*** Extracted entries ***

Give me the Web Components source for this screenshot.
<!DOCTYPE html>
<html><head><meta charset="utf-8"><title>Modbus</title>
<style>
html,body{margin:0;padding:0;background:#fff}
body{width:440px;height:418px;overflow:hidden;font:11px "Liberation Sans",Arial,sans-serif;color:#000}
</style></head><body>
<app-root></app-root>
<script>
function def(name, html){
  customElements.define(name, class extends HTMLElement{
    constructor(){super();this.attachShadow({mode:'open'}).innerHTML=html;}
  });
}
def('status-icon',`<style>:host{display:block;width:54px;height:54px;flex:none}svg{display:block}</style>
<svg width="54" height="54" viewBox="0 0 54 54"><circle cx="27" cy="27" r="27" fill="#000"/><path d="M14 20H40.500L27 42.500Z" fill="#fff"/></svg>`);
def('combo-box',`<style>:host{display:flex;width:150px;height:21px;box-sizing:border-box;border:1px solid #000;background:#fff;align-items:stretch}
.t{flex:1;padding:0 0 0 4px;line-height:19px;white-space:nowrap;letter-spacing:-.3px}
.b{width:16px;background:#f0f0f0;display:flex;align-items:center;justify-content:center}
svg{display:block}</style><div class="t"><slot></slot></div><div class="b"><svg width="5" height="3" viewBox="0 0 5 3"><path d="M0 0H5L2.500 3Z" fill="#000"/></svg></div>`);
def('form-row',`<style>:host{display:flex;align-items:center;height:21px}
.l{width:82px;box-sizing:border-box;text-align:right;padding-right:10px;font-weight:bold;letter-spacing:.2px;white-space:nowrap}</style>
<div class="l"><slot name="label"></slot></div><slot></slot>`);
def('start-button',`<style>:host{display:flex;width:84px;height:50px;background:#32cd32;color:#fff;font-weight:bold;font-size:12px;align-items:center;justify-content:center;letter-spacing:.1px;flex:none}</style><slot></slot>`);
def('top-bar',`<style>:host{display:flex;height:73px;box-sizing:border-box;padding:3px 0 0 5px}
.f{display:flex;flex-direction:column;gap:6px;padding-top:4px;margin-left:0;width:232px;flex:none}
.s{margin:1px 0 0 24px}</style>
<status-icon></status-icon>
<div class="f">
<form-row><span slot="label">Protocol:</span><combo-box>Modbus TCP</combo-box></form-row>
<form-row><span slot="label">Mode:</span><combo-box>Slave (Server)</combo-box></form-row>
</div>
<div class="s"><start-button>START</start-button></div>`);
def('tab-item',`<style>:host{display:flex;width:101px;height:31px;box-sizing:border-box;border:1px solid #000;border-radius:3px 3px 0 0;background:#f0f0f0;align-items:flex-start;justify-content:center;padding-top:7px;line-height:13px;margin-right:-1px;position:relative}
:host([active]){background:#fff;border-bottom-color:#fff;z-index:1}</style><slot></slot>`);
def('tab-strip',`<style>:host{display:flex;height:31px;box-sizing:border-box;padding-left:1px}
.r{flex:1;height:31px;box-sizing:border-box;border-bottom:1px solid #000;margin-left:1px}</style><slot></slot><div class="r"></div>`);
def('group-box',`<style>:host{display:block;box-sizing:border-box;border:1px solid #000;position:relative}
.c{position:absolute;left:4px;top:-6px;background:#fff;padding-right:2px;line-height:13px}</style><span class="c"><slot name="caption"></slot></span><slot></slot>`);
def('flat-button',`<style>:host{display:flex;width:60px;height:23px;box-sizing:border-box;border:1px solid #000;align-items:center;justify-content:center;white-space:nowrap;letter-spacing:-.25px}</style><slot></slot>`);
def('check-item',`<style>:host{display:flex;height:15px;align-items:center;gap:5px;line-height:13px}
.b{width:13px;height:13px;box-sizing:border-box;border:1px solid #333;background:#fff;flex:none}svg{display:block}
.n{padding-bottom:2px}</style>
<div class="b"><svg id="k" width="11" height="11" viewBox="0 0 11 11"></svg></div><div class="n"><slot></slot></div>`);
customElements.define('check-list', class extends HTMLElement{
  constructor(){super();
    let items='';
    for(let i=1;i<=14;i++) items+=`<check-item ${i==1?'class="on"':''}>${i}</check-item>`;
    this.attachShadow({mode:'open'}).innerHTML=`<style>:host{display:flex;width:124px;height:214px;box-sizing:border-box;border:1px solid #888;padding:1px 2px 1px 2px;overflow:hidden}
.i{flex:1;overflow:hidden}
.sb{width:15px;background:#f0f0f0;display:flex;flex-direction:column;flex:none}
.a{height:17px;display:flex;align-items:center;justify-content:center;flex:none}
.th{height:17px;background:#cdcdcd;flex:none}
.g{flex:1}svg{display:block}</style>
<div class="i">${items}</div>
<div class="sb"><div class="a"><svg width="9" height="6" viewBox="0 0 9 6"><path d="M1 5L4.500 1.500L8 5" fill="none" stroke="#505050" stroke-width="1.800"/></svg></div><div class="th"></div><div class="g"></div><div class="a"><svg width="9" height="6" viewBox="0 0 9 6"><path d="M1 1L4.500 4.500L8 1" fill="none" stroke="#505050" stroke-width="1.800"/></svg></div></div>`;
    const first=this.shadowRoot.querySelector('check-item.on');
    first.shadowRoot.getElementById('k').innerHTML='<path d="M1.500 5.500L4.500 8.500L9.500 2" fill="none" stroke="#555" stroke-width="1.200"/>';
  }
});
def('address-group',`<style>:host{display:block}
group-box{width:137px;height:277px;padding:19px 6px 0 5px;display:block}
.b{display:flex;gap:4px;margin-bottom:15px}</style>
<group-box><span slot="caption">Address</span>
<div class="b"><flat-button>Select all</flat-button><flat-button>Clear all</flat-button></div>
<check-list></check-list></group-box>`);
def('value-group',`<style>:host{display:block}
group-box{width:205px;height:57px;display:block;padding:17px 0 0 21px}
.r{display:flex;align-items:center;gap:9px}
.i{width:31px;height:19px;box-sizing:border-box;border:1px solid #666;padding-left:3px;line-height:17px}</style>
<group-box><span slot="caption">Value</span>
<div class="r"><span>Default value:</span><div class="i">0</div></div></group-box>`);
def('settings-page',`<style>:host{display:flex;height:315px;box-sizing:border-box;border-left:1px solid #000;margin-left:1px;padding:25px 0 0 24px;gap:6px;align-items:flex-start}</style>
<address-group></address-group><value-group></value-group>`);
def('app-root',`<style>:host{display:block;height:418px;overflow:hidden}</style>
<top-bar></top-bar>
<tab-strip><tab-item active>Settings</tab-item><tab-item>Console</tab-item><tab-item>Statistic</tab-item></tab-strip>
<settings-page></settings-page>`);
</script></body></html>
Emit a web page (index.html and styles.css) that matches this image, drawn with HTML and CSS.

***

=== Exercise description ===
Transcribe the material exactly as it reads.

=== Exercise answer ===
Give me the Web Components source for this screenshot.
<!DOCTYPE html>
<html><head><meta charset="utf-8"><title>Modbus</title>
<style>
html,body{margin:0;padding:0;background:#fff}
body{width:440px;height:418px;overflow:hidden;font:11px "Liberation Sans",Arial,sans-serif;color:#000}
</style></head><body>
<app-root></app-root>
<script>
function def(name, html){
  customElements.define(name, class extends HTMLElement{
    constructor(){super();this.attachShadow({mode:'open'}).innerHTML=html;}
  });
}
def('status-icon',`<style>:host{display:block;width:54px;height:54px;flex:none}svg{display:block}</style>
<svg width="54" height="54" viewBox="0 0 54 54"><circle cx="27" cy="27" r="27" fill="#000"/><path d="M14 20H40.500L27 42.500Z" fill="#fff"/></svg>`);
def('combo-box',`<style>:host{display:flex;width:150px;height:21px;box-sizing:border-box;border:1px solid #000;background:#fff;align-items:stretch}
.t{flex:1;padding:0 0 0 4px;line-height:19px;white-space:nowrap;letter-spacing:-.3px}
.b{width:16px;background:#f0f0f0;display:flex;align-items:center;justify-content:center}
svg{display:block}</style><div class="t"><slot></slot></div><div class="b"><svg width="5" height="3" viewBox="0 0 5 3"><path d="M0 0H5L2.500 3Z" fill="#000"/></svg></div>`);
def('form-row',`<style>:host{display:flex;align-items:center;height:21px}
.l{width:82px;box-sizing:border-box;text-align:right;padding-right:10px;font-weight:bold;letter-spacing:.2px;white-space:nowrap}</style>
<div class="l"><slot name="label"></slot></div><slot></slot>`);
def('start-button',`<style>:host{display:flex;width:84px;height:50px;background:#32cd32;color:#fff;font-weight:bold;font-size:12px;align-items:center;justify-content:center;letter-spacing:.1px;flex:none}</style><slot></slot>`);
def('top-bar',`<style>:host{display:flex;height:73px;box-sizing:border-box;padding:3px 0 0 5px}
.f{display:flex;flex-direction:column;gap:6px;padding-top:4px;margin-left:0;width:232px;flex:none}
.s{margin:1px 0 0 24px}</style>
<status-icon></status-icon>
<div class="f">
<form-row><span slot="label">Protocol:</span><combo-box>Modbus TCP</combo-box></form-row>
<form-row><span slot="label">Mode:</span><combo-box>Slave (Server)</combo-box></form-row>
</div>
<div class="s"><start-button>START</start-button></div>`);
def('tab-item',`<style>:host{display:flex;width:101px;height:31px;box-sizing:border-box;border:1px solid #000;border-radius:3px 3px 0 0;background:#f0f0f0;align-items:flex-start;justify-content:center;padding-top:7px;line-height:13px;margin-right:-1px;position:relative}
:host([active]){background:#fff;border-bottom-color:#fff;z-index:1}</style><slot></slot>`);
def('tab-strip',`<style>:host{display:flex;height:31px;box-sizing:border-box;padding-left:1px}
.r{flex:1;height:31px;box-sizing:border-box;border-bottom:1px solid #000;margin-left:1px}</style><slot></slot><div class="r"></div>`);
def('group-box',`<style>:host{display:block;box-sizing:border-box;border:1px solid #000;position:relative}
.c{position:absolute;left:4px;top:-6px;background:#fff;padding-right:2px;line-height:13px}</style><span class="c"><slot name="caption"></slot></span><slot></slot>`);
def('flat-button',`<style>:host{display:flex;width:60px;height:23px;box-sizing:border-box;border:1px solid #000;align-items:center;justify-content:center;white-space:nowrap;letter-spacing:-.25px}</style><slot></slot>`);
def('check-item',`<style>:host{display:flex;height:15px;align-items:center;gap:5px;line-height:13px}
.b{width:13px;height:13px;box-sizing:border-box;border:1px solid #333;background:#fff;flex:none}svg{display:block}
.n{padding-bottom:2px}</style>
<div class="b"><svg id="k" width="11" height="11" viewBox="0 0 11 11"></svg></div><div class="n"><slot></slot></div>`);
customElements.define('check-list', class extends HTMLElement{
  constructor(){super();
    let items='';
    for(let i=1;i<=14;i++) items+=`<check-item ${i==1?'class="on"':''}>${i}</check-item>`;
    this.attachShadow({mode:'open'}).innerHTML=`<style>:host{display:flex;width:124px;height:214px;box-sizing:border-box;border:1px solid #888;padding:1px 2px 1px 2px;overflow:hidden}
.i{flex:1;overflow:hidden}
.sb{width:15px;background:#f0f0f0;display:flex;flex-direction:column;flex:none}
.a{height:17px;display:flex;align-items:center;justify-content:center;flex:none}
.th{height:17px;background:#cdcdcd;flex:none}
.g{flex:1}svg{display:block}</style>
<div class="i">${items}</div>
<div class="sb"><div class="a"><svg width="9" height="6" viewBox="0 0 9 6"><path d="M1 5L4.500 1.500L8 5" fill="none" stroke="#505050" stroke-width="1.800"/></svg></div><div class="th"></div><div class="g"></div><div class="a"><svg width="9" height="6" viewBox="0 0 9 6"><path d="M1 1L4.500 4.500L8 1" fill="none" stroke="#505050" stroke-width="1.800"/></svg></div></div>`;
    const first=this.shadowRoot.querySelector('check-item.on');
    first.shadowRoot.getElementById('k').innerHTML='<path d="M1.500 5.500L4.500 8.500L9.500 2" fill="none" stroke="#555" stroke-width="1.200"/>';
  }
});
def('address-group',`<style>:host{display:block}
group-box{width:137px;height:277px;padding:19px 6px 0 5px;display:block}
.b{display:flex;gap:4px;margin-bottom:15px}</style>
<group-box><span slot="caption">Address</span>
<div class="b"><flat-button>Select all</flat-button><flat-button>Clear all</flat-button></div>
<check-list></check-list></group-box>`);
def('value-group',`<style>:host{display:block}
group-box{width:205px;height:57px;display:block;padding:17px 0 0 21px}
.r{display:flex;align-items:center;gap:9px}
.i{width:31px;height:19px;box-sizing:border-box;border:1px solid #666;padding-left:3px;line-height:17px}</style>
<group-box><span slot="caption">Value</span>
<div class="r"><span>Default value:</span><div class="i">0</div></div></group-box>`);
def('settings-page',`<style>:host{display:flex;height:315px;box-sizing:border-box;border-left:1px solid #000;margin-left:1px;padding:25px 0 0 24px;gap:6px;align-items:flex-start}</style>
<address-group></address-group><value-group></value-group>`);
def('app-root',`<style>:host{display:block;height:418px;overflow:hidden}</style>
<top-bar></top-bar>
<tab-strip><tab-item active>Settings</tab-item><tab-item>Console</tab-item><tab-item>Statistic</tab-item></tab-strip>
<settings-page></settings-page>`);
</script></body></html>
Emit a web page (index.html and styles.css) that matches this image, drawn with HTML and CSS.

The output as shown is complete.